In the end, we got ourselves back and were rewarded with coffee and breakfast pastries, which given I hadn't had breakfast, more than made up for it. Even if It did mean my name badge curled up almost instantly due to the amount of very brisk walking my 118kg frame (+7kg laptop bag) had done back and forth.

Curled up name-badge worn by Mr Radiator :-/
Having lost my original seat, I then initially got relegated to the cheap seats, so figured I best move :)

Not a great view :-D

Introduction to Beer and Salvation

Doug Ward (@SimplyDoug1987 on twitter) ran through the usual housekeeping and informed us that we mustn't stop to collect personal belongings but to save the beer. I thought that was a good point as nobody usually likes a warm beer. But as as Brad Abrams, Group Product Manager introduced the agenda, the Fireside chat did make me wonder if avoiding warm beers were really the motivation to save them after all :)

Doug Ward keeping house


Keynote

Brad Abrams ran us through a quick whirlwind of the Google platform. I was pretty familiar with this already, though I don't use Google AppEngine much. I overheard Brad talking to a group and mentioning that they are in the process of supporting SQL Server 2008 R2. Not quite clear as to how as yet myself. Still quite intrigued and so I gather, was Mandy Waite when I approached her about it towards the end of the day.

Google's Cloud offering




Developer Advocates Mandy Waite and Laurence Moroney joined Brad after he presented the agenda, to walk us through a number of deep-dive demos of Google's AppEngine, including presenting the new OnDemand pricing and Sustained Use discounts for any usage over 25% of the month on each platform. This is a very useful discount and after I questioned Brad on whether or not it had to run continuously, he confirmed that it didn't. It just had to use 25% of the 10 minute blocks of a whole month of OnDemand use.

New Google AppEngine Pricing Model


For those outside the Microsoft sphere, together with the drop in OnDeman pricing, this suddenly makes the Google AppEngine a very attractive proposition.

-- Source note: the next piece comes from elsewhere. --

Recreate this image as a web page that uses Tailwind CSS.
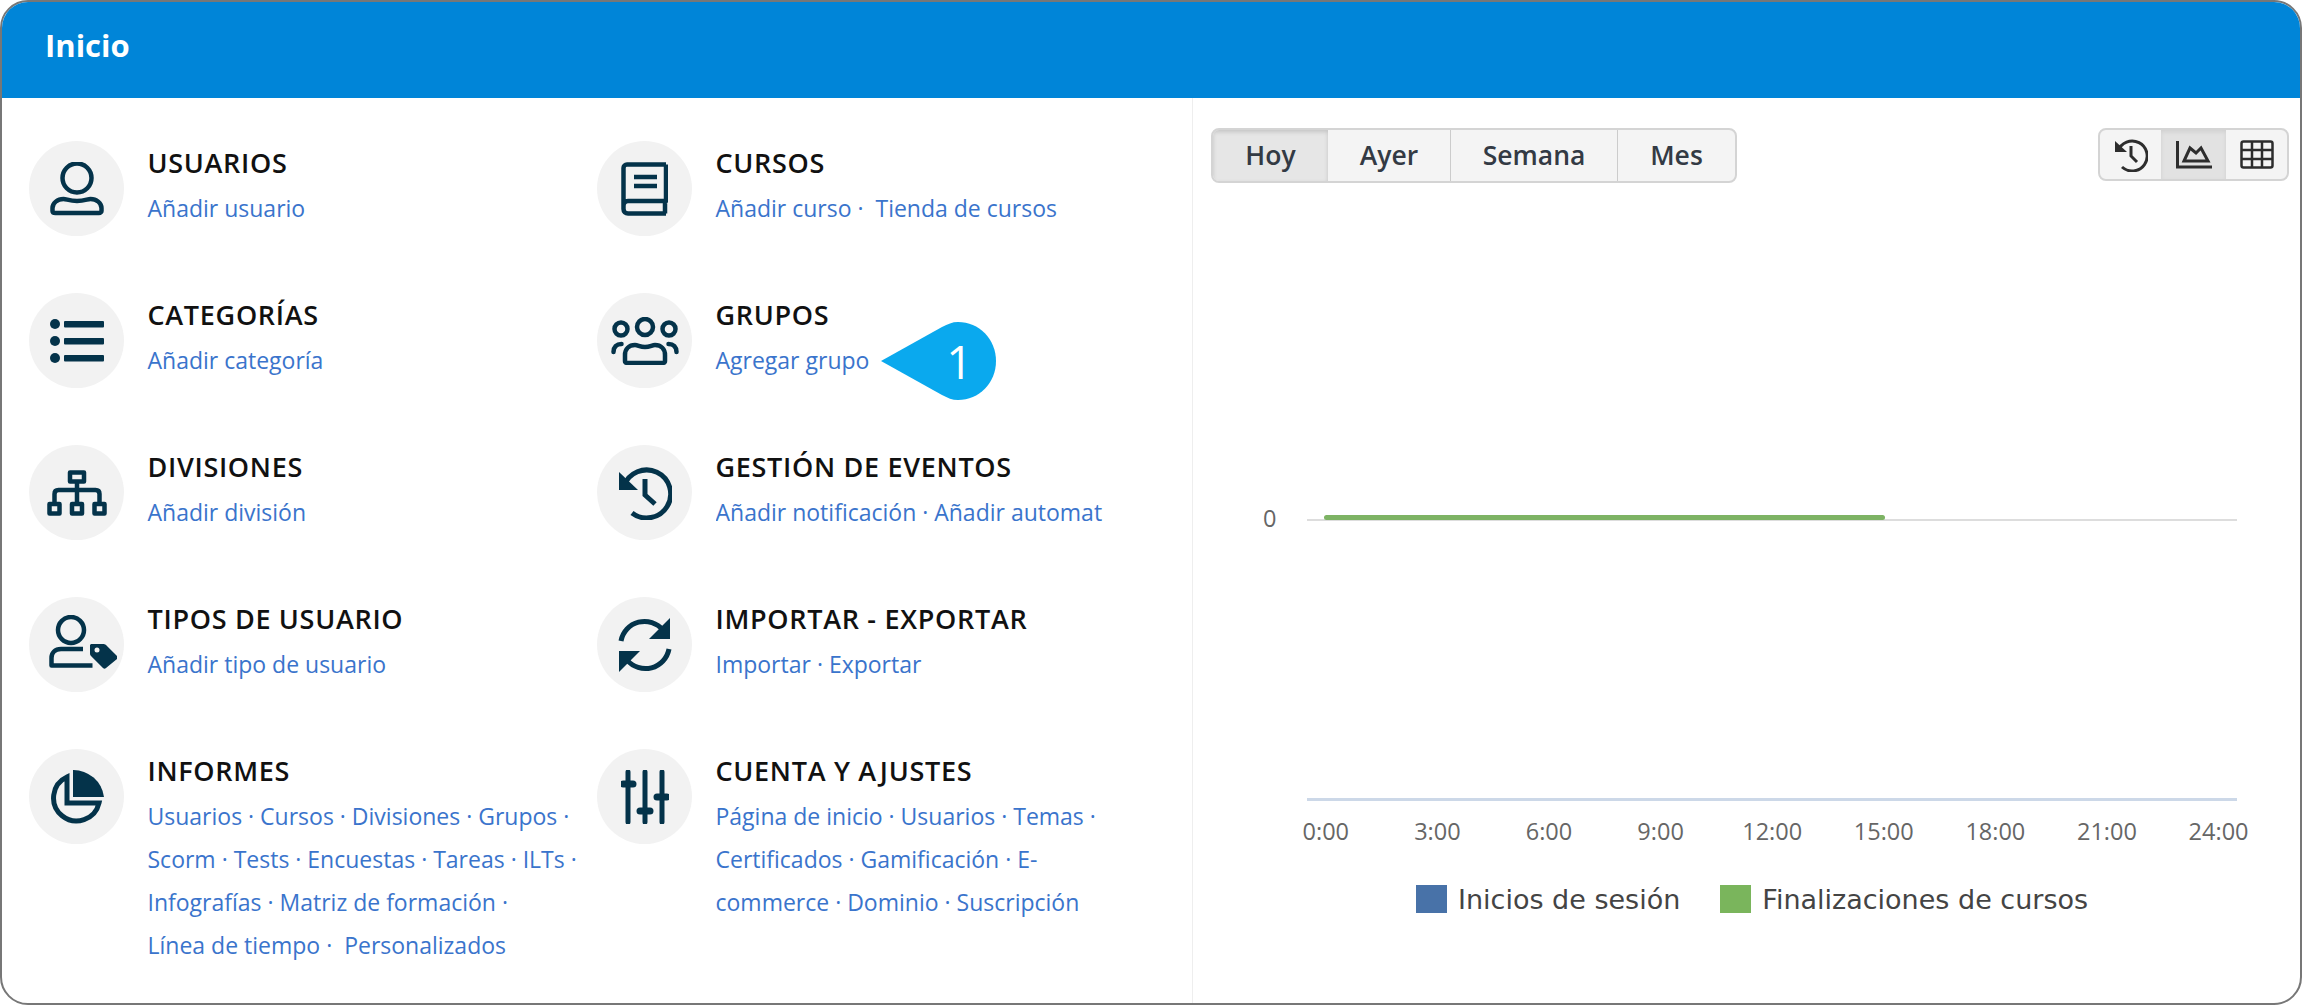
<!DOCTYPE html>
<html lang="es">
  <head>
    <meta charset="UTF-8" />
    <title>Inicio</title>
    <script src="https://cdn.jsdelivr.net/npm/@tailwindcss/browser@4"></script>
  </head>
  <body class="bg-white font-['Open_Sans',sans-serif]">
    <div class="w-[2302px] h-[1005px] border-2 border-[#777777] rounded-[28px] overflow-hidden flex flex-col">
      <!-- Header -->
      <div class="h-[96px] shrink-0 bg-[#0085d8] flex items-center pl-[43px] pb-[10px]">
        <h1 class="text-[31px] font-bold text-white">Inicio</h1>
      </div>

      <div class="flex flex-1">
        <!-- Shortcuts -->
        <div class="w-[1191px] shrink-0 border-r border-[#eeeeee] pt-[43px] pl-[27px] grid grid-cols-[568px_1fr] auto-rows-[152px]">
          <div class="flex gap-[23.500px]">
            <div class="w-[95px] h-[95px] rounded-full bg-[#f2f2f2] shrink-0 flex items-center justify-center">
              <svg width="54" height="54" viewBox="0 0 54 54" fill="none" stroke="#04334a" stroke-width="4.500">
                <circle cx="27" cy="16" r="14.500" />
                <path d="M5 51h44c1.500 0 2.500-1 2.500-2v-3c0-5-5-9-11-9-3 0-6 2-13.500 2s-10.500-2-13.500-2c-6 0-11 4-11 9v3c0 1 1 2 3 2z" stroke-linejoin="round" />
              </svg>
            </div>
            <div class="pt-[4px]">
              <h2 class="text-[27px] tracking-[0.7px] leading-[36px] font-[560] text-[#111111]">USUARIOS</h2>
              <p class="text-[23px] leading-[43px] mt-[6px] text-[#3a74cc]">Añadir usuario</p>
            </div>
          </div>

          <div class="flex gap-[23.500px]">
            <div class="w-[95px] h-[95px] rounded-full bg-[#f2f2f2] shrink-0 flex items-center justify-center">
              <svg width="47" height="54" viewBox="0 0 47 54" fill="none" stroke="#04334a" stroke-width="4.500">
                <path d="M45 2.500H6C4 2.500 2.500 4 2.500 6v41c0 3 2 4.500 4.500 4.500h38M2.500 44c0-3 2-5 4.500-5h38V2.500M44 39v12.500" stroke-linejoin="round" />
                <path d="M13 15h23M13 24h23" />
              </svg>
            </div>
            <div class="pt-[4px]">
              <h2 class="text-[27px] tracking-[0.7px] leading-[36px] font-[560] text-[#111111]">CURSOS</h2>
              <p class="text-[23px] leading-[43px] mt-[6px] text-[#3a74cc]">Añadir curso · &nbsp;Tienda de cursos</p>
            </div>
          </div>

          <div class="flex gap-[23.500px]">
            <div class="w-[95px] h-[95px] rounded-full bg-[#f2f2f2] shrink-0 flex items-center justify-center">
              <svg width="54" height="44" viewBox="0 0 54 44" fill="#04334a">
                <circle cx="5" cy="5" r="5" />
                <circle cx="5" cy="22" r="5" />
                <circle cx="5" cy="39" r="5" />
                <rect x="14" y="2" width="40" height="6.500" rx="1" />
                <rect x="14" y="19" width="40" height="6.500" rx="1" />
                <rect x="14" y="36" width="40" height="6.500" rx="1" />
              </svg>
            </div>
            <div class="pt-[4px]">
              <h2 class="text-[27px] tracking-[0.7px] leading-[36px] font-[560] text-[#111111]">CATEGORÍAS</h2>
              <p class="text-[23px] leading-[43px] mt-[6px] text-[#3a74cc]">Añadir categoría</p>
            </div>
          </div>

          <div class="flex gap-[23.500px]">
            <div class="w-[95px] h-[95px] rounded-full bg-[#f2f2f2] shrink-0 flex items-center justify-center">
              <svg width="68" height="48" viewBox="0 0 68 48" fill="none" stroke="#04334a" stroke-width="4.500" stroke-linecap="round">
                <circle cx="34" cy="10" r="8" />
                <circle cx="10" cy="12" r="6.500" />
                <circle cx="58" cy="12" r="6.500" />
                <path d="M17 46h34c2 0 3-1 3-2v-6c0-6-4-10-10-10-3 0-5 2-10 2s-7-2-10-2c-6 0-10 4-10 10v6c0 1 1 2 3 2z" stroke-linejoin="round" />
                <path d="M2.500 35c0-5 3-8 8-8M65.500 35c0-5-3-8-8-8" />
              </svg>
            </div>
            <div class="pt-[4px] relative">
              <h2 class="text-[27px] tracking-[0.7px] leading-[36px] font-[560] text-[#111111]">GRUPOS</h2>
              <p class="text-[23px] leading-[43px] mt-[6px] text-[#3a74cc]">Agregar grupo</p>
              <!-- Callout -->
              <div class="absolute left-[162px] top-[29px] w-[118px] h-[78px]">
                <svg class="absolute inset-0" width="118" height="78" viewBox="0 0 118 78">
                  <path d="M3 39 64 5C70 2 74 0 80 0c21 0 38 17 38 39s-17 39-38 39c-6 0-10-2-16-5z" fill="#0aa9ee" />
                </svg>
                <span class="absolute left-[64px] top-0 w-[36px] h-[78px] text-[46px] leading-[78px] text-white text-center">1</span>
              </div>
            </div>
          </div>

          <div class="flex gap-[23.500px]">
            <div class="w-[95px] h-[95px] rounded-full bg-[#f2f2f2] shrink-0 flex items-center justify-center">
              <svg width="60" height="46" viewBox="0 0 60 46" fill="none" stroke="#04334a" stroke-width="4.500" stroke-linejoin="round">
                <rect x="23" y="2.500" width="14" height="9" />
                <path d="M30 12v20M7.500 33v-9c0-2 1-4 4-4h37c3 0 4 2 4 4v9" />
                <rect x="2.500" y="34" width="10" height="9.500" />
                <rect x="25" y="34" width="10" height="9.500" />
                <rect x="47.500" y="34" width="10" height="9.500" />
              </svg>
            </div>
            <div class="pt-[4px]">
              <h2 class="text-[27px] tracking-[0.7px] leading-[36px] font-[560] text-[#111111]">DIVISIONES</h2>
              <p class="text-[23px] leading-[43px] mt-[6px] text-[#3a74cc]">Añadir división</p>
            </div>
          </div>

          <div class="flex gap-[23.500px]">
            <div class="w-[95px] h-[95px] rounded-full bg-[#f2f2f2] shrink-0 flex items-center justify-center">
              <svg width="54" height="54" viewBox="0 0 54 54" fill="none" stroke="#04334a">
                <path d="M6 20A24 24 0 1 1 14 47" stroke-width="5" />
                <path d="M1 6 20 24H1z" fill="#04334a" stroke="none" />
                <path d="M27 13v16l10 9" stroke-width="5" />
              </svg>
            </div>
            <div class="pt-[4px]">
              <h2 class="text-[27px] tracking-[0.7px] leading-[36px] font-[560] text-[#111111]">GESTIÓN DE EVENTOS</h2>
              <p class="text-[23px] leading-[43px] mt-[6px] text-[#3a74cc] w-[390px] whitespace-nowrap overflow-hidden">Añadir notificación · Añadir automat</p>
            </div>
          </div>

          <div class="flex gap-[23.500px]">
            <div class="w-[95px] h-[95px] rounded-full bg-[#f2f2f2] shrink-0 flex items-center justify-center">
              <svg class="ml-[13px] mb-[6px]" width="68" height="54" viewBox="0 0 68 54" fill="none" stroke="#04334a" stroke-width="4.500">
                <circle cx="22" cy="15" r="13" />
                <path d="M34 34H12C6 34 2.500 38 2.500 43v7.500h41" stroke-linejoin="round" />
                <path d="M42 29h12c1 0 2 0 3 1l11 11c1 1 1 2 0 3L57 53c-1 1-2 1-3 0L42 41c-1-1-1-2-1-3v-8z" fill="#04334a" stroke="none" />
                <circle cx="48" cy="35" r="2.500" fill="#f2f2f2" stroke="none" />
              </svg>
            </div>
            <div class="pt-[4px]">
              <h2 class="text-[27px] tracking-[0.7px] leading-[36px] font-[560] text-[#111111]">TIPOS DE USUARIO</h2>
              <p class="text-[23px] leading-[43px] mt-[6px] text-[#3a74cc]">Añadir tipo de usuario</p>
            </div>
          </div>

          <div class="flex gap-[23.500px]">
            <div class="w-[95px] h-[95px] rounded-full bg-[#f2f2f2] shrink-0 flex items-center justify-center">
              <svg width="54" height="54" viewBox="0 0 54 54" fill="none" stroke="#04334a" stroke-width="5">
                <path d="M3 23A24 24 0 0 1 45 12" />
                <path d="M52 0v21H31z" fill="#04334a" stroke="none" />
                <path d="M51 31A24 24 0 0 1 9 42" />
                <path d="M1 54V33h21z" fill="#04334a" stroke="none" />
              </svg>
            </div>
            <div class="pt-[4px]">
              <h2 class="text-[27px] tracking-[0.7px] leading-[36px] font-[560] text-[#111111]">IMPORTAR - EXPORTAR</h2>
              <p class="text-[23px] leading-[43px] mt-[6px] text-[#3a74cc]">Importar · Exportar</p>
            </div>
          </div>

          <div class="flex gap-[23.500px]">
            <div class="w-[95px] h-[95px] rounded-full bg-[#f2f2f2] shrink-0 flex items-center justify-center">
              <svg width="54" height="54" viewBox="0 0 54 54" fill="none" stroke="#04334a" stroke-width="5">
                <path d="M17 7a23 23 0 1 0 32 26H17z" />
                <path d="M23 0a31 31 0 0 1 31 27H23z" fill="#04334a" stroke="none" />
              </svg>
            </div>
            <div class="pt-[4px]">
              <h2 class="text-[27px] tracking-[0.7px] leading-[36px] font-[560] text-[#111111]">INFORMES</h2>
              <p class="text-[23px] leading-[43px] mt-[6px] text-[#3a74cc] whitespace-nowrap">Usuarios · Cursos · Divisiones · Grupos ·<br />Scorm · Tests · Encuestas · Tareas · ILTs ·<br />Infografías · Matriz de formación ·<br />Línea de tiempo · &nbsp;Personalizados</p>
            </div>
          </div>

          <div class="flex gap-[23.500px]">
            <div class="w-[95px] h-[95px] rounded-full bg-[#f2f2f2] shrink-0 flex items-center justify-center">
              <svg width="48" height="54" viewBox="0 0 48 54" fill="none" stroke="#04334a" stroke-linecap="round">
                <path d="M7 2v50M24 2v50M41 2v50" stroke-width="5" />
                <path d="M2 14h10M19 41h10M36 27h10" stroke-width="7" />
              </svg>
            </div>
            <div class="pt-[4px]">
              <h2 class="text-[27px] tracking-[0.7px] leading-[36px] font-[560] text-[#111111]">CUENTA Y A<span class="ml-[3px]">JUSTES</span></h2>
              <p class="text-[23px] leading-[43px] mt-[6px] text-[#3a74cc] whitespace-nowrap">Página de inicio · Usuarios · Temas ·<br />Certificados · Gamificación · E-<br />commerce · Dominio · Suscripción</p>
            </div>
          </div>
        </div>

        <!-- Chart panel -->
        <div class="flex-1 pl-[18px] pr-[11px] pt-[30px] relative">
          <div class="flex justify-between items-start">
            <div class="flex h-[55px] rounded-lg border-2 border-[#d4d4d4] bg-[#f4f4f4] text-[26.500px] font-semibold text-[#333a44] overflow-hidden">
              <div class="w-[115px] bg-[#e6e6e6] shadow-[inset_0_2px_4px_rgba(0,0,0,0.15)] flex items-center justify-center">Hoy</div>
              <div class="w-[123px] border-r border-[#cccccc] flex items-center justify-center">Ayer</div>
              <div class="w-[167px] border-r border-[#cccccc] flex items-center justify-center">Semana</div>
              <div class="w-[117px] flex items-center justify-center">Mes</div>
            </div>
            <div class="flex w-[191px] h-[53px] rounded-lg border-2 border-[#d4d4d4] bg-[#f4f4f4] overflow-hidden">
              <div class="w-[61px] flex items-center justify-center">
                <svg width="34" height="34" viewBox="0 0 34 34" fill="none" stroke="#2d2d2d" stroke-width="3">
                  <path d="M4 13A15 15 0 1 1 8 29" />
                  <path d="M1 3 13 14H1z" fill="#2d2d2d" stroke="none" />
                  <path d="M17 8v10l6 6" />
                </svg>
              </div>
              <div class="w-[65px] bg-[#e2e2e2] shadow-[inset_0_2px_4px_rgba(0,0,0,0.08)] flex items-center justify-center">
                <svg width="36" height="28" viewBox="0 0 36 28" fill="none" stroke="#2d2d2d" stroke-width="3">
                  <path d="M1.500 0v26h34.500" />
                  <path d="M8 20 14 7l6 5 5-5 7 13z" />
                </svg>
              </div>
              <div class="flex-1 flex items-center justify-center">
                <svg width="34" height="29" viewBox="0 0 34 29" fill="none" stroke="#2d2d2d" stroke-width="2.500">
                  <rect x="1.500" y="1.500" width="31" height="26" rx="2" />
                  <path d="M1 10h32M1 19h32M12 1v27M22 1v27" />
                </svg>
              </div>
            </div>
          </div>

          <!-- Plot -->
          <div class="relative h-[634px] w-full">
            <span class="absolute left-[52px] top-[321px] text-[23.500px] leading-[28px] text-[#666666]">0</span>
            <div class="absolute left-[96px] right-[52px] top-[336px] h-[2px] bg-[#dddddd]"></div>
            <div class="absolute left-[113px] w-[561px] top-[332px] h-[5px] rounded-sm bg-[#7db364]"></div>
            <div class="absolute left-[96px] right-[52px] top-[615px] h-[3px] bg-[#ccd8e8]"></div>
          </div>
          <!-- Axis labels -->
          <div class="grid grid-cols-[repeat(9,111.600px)] ml-[59px] text-center text-[23.500px] leading-[28px] text-[#666666]">
            <span>0:00</span><span>3:00</span><span>6:00</span><span>9:00</span><span>12:00</span><span>15:00</span><span>18:00</span><span>21:00</span><span>24:00</span>
          </div>
          <!-- Legend -->
          <div class="flex items-center ml-[205px] mt-[38px] text-[27px] leading-[28px] text-[#444444] font-['DejaVu_Sans',sans-serif] whitespace-nowrap">
            <span class="w-[31px] h-[28px] bg-[#4872a8] mr-[11px]"></span>
            <span class="mr-[40px] pt-[3px]">Inicios de sesión</span>
            <span class="w-[31px] h-[28px] bg-[#7ab55c] mr-[11px]"></span>
            <span class="pt-[3px]">Finalizaciones de cursos</span>
          </div>
        </div>
      </div>
    </div>
  </body>
</html>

I intend to cover why in a later blog post, but like other models on the market, this has the ability to create a maximum amount of compute and storage costs that you have to pay per month, but applies it on what you actually use, unlike AWS and Azure, where you either commit to reserved instance pricing, or 6 to 12 month blocks up-front, which hits agility and also fixes your discount to a level above your real OnDemand usage (if you pay up-front and use significantly less than you forecast). See the Moz story for an example (though this appeared to be an issue with technical best-practise and inefficient use of AWS, which in my experience of PR and marketing agencies, is unfortunately all too common an occurrence).

The focus was very much on mobile development and there was a lot of mobile developers in the audience as well as some familiar faces on the Manchester tech scene (See the back of Saftag's head below).

Shaf Chaudry showing sponsors around  before the start

Demos

Mandy and Brad ran through the creation of a Sudoku solver and Meme Maker using Python, this was supplemented with an Andoird App written in Android Studio (which by the way, I really like! It's much better than Eclipse, which I've done a bit of work in before, and brings a lot of Resharper like functions to the IDE - which I really missed in Eclipse). Requests were made through JSON secured with OAuth tokens.

Mandy and Laurence both demo'ed the boilerplate for hosting through the AppEngine API, demonstrating the use of Python scripts and the gcloud CLI tool to manage the OAuth keys (which is a much more long long winded process) and testing functions through Google's Developer Console. I've used this before to generate requests and test access to Calendar info for some .NET projects I've done and to be honest, it's best of breed at the moment in this particular area, but AWS still hold the balance of power across the board IMO.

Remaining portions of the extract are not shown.